After five years on the job, Don Duncan is preparing to step aside as president of the Society of the Plastics Industry Inc.
He's staying for a few months, as the Washington-based trade group seeks a replacement. So there's no rush to editorialize in any detail on his tenure. For now, let's just say that Duncan has been a success. He has been an energetic, approachable leader. He came to the job with a background in the resin sector, and he quickly earned the respect of all sectors of the diverse plastics industry.
The economic slump notwithstanding, SPI is in better shape now than when Duncan arrived. But right now, there's a more important question to consider: What should SPI look for in a new leader?

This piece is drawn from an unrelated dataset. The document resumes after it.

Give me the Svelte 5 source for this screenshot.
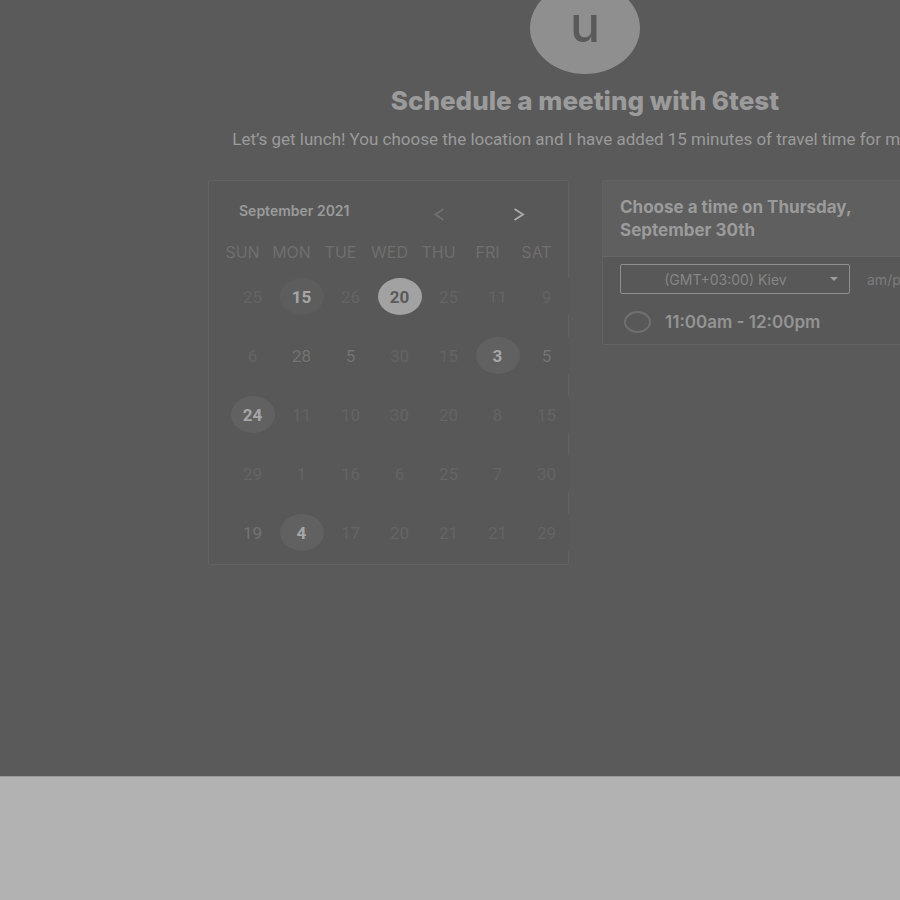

Five years ago, we came up with a prescription for success for the new SPI president. Some of these suggestions may sound familiar, because Duncan's replacement will face many of the same challenges. But they're worth updating and repeating, and we encourage others to share their own ideas.
First, SPI's president must be someone who places the highest priority on building the association. Considering the size and importance of the U.S. plastics industry, SPI should be a bigger player in Washington. SPI has spent a lot of time on plans to attract more processor members. But while many processors get a lot of value out of belonging to SPI, many more don't think SPI is worth their time. To make SPI stronger, the new president must be able to make the group more relevant to more processors.
Washington experience isn't necessary. In fact, one school of thought today is that SPI doesn't even need to be in the capital. Proponents say it should move somewhere like Chicago to be closer to more of its members. At this point, we haven't heard any compelling reason to move.
There are advantages to being near the nation's top legislators and regulators, and to leaders of other trade groups. For SPI's president, having political contacts helps, but there's no reason to hire a former politician. SPI would be better off with someone who knows the industry and its major players.
Trade association experience is more important. The association needs someone who understands what it's like to be active in an organization like SPI. But SPI surely can find some great candidates even if they have no association management experience.
Like Duncan, the new president must be comfortable taking a visible leadership role. Duncan has been involved in issues that are important to the industry. When he talks to members in public, he is direct and clear. He attends important industry events, and is comfortable meeting with and mixing with everyone. The new leader should emulate that style, because while the plastics industry has many outstanding managers, there is no single dominant company or leader. SPI's president can play that role.
There's one issue that faced Duncan five years ago that doesn't seem as important today - the split with the American Plastics Council. APC is part of the American Chemistry Council now, and there's no reason to believe it ever will rejoin SPI.
Both groups will represent resin companies - neither will claim all of them as members. SPI's president will need to continue to work with APC, while at the same time showing its members the value of joining SPI, too.